Broadcast journalist and television veteran Bill Moyers will speak to the Class of 1993 today at graduation.
Moyers, 59, has been involved with journalism for more than four decades, donning many hats in the process.
From his early days as a 15-year-old reporter for the Marshall News Messenger in Texas to his post as chief correspondent for CBS from 1976 to 1978, Moyers has analyzed and reported on America and the world with his soft Texas twang.
As head of his New York City production company, Public Affairs Television, Moyers has broadcast more than 125 programs such as a companion series to his book "Healing and the Mind" and "Moyers: 20 Years of Listening to America," a 1991 documentary celebration of his two decades of reporting.
Moyers has won most major broadcast journalism awards, including 10 Emmys awards. Moyers was recently included in NBC's "wish list" of possible replacements for the company's resigning president.
As a television journalist, Moyers has consistently tackled the largest issues in America's past, present and future. He has produced 600 hours of broadcasts.

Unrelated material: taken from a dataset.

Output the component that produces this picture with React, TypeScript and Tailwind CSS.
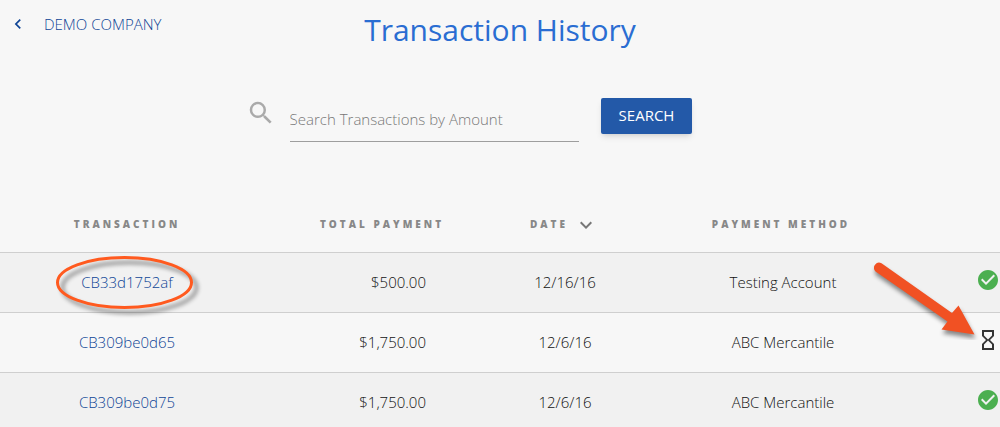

In 1988, Moyers won critical acclaim for a Public Broadcasting System television series of interviews with mythologist Joseph Campbell, viewed by an estimated 30 million people.
"We will report on what ordinary Americans and others think about the issues facing us, and why so many Americans feel that they hate politics," Moyers told the Los Angeles Times in 1991.
His 1992 television series "Listening to America" chronicled issues facing the American voter in the 1992 election.
Billy Don Moyers was born June 5, 1934 in Hugo, Okla. and later moved to Marshall, Texas where his father worked as a driver and time keeper.
Moyers graduated from the University of Texas at Austin in 1954. He also holds degrees from the University of Edinburgh and the Southwestern Baptist Theological Seminary.
In 1954 Moyers wrote to then-Senator Lyndon B. Johnson and offered to help the Senator's re-election campaign. Johnson accepted and the two forged a professional relationship which grew stronger over the years.
Moyers was associate director and later deputy director of the Peace Corps.
Moyers became the President Johnson's special assistant in 1963 and later served as Johnson's press secretary and speech writer.
Moyers left the White House when his brother died so he could help support his brother's family.
In December 1966, Moyers became the publisher of Newsday, the largest circulation suburban daily newspaper in America.
Newsday won 33 major journalism awards, including two Pulitzer Prizes, within three years after Moyers' arrival.
Moyers later returned to the White House, this time as a reporter. In 1980 he produced a documentary series for CBS News on Ronald Reagan and his association with born again Christians and the right wing.
In May 1970, Moyers began a 13,000-mile journey across America to conduct research for his book "Listening to America; A Traveler Rediscovers His Country."
"I learned that it is possible to write bills and publish newspapers without knowing what the country is about or who the people are," Moyers wrote in the introduction. "I wanted to hear people speak for themselves."
In 1972 Moyers joined New York's public television station WNET and turned his interest in the common person into the series "Bill Moyers' Journal."
As head of PBS, Moyers is now charting the station's course for the 21st century.
"I think PBS has to find a different mission from what it's had [for the] last 10 or 15 years," he told The Los Angeles Times. "I hope it does for education in the broadest sense of that word and doesn't try to compete with high-brow entertainment. I don't think we can be the Disney Channel or Arts and Entertainment or HBO."
Moyers has interviewed a wide range of people during his journalism career including Ronald Reagan, Federal Judge Frank Johnson Jr, Maya Angelou, Pinchas Zukerman, George Steiner and John Huston.
In a 1988 conversation with The New York Times, Moyers said of his interviews, "[The public] wants it out there. They are hungry for it."
In 1986, when Moyers was honored by Norman Lear's People for the American Way, comedian Jay Leno said, "TV game shows produce mutant offspring. Moyers makes you think."
But Moyers has not worked without criticism.
Conservative Andrew Ferguson, in an editorial in the New Republic, vehemently attacked Moyers for his work with Campbell -- as a "descent into pop spiritualism" -- and his work with the Johnson campaign's "daisy" commercial that attacked Republican presidential candidate Barry Goldwater as trigger-happy with regard to nuclear arms.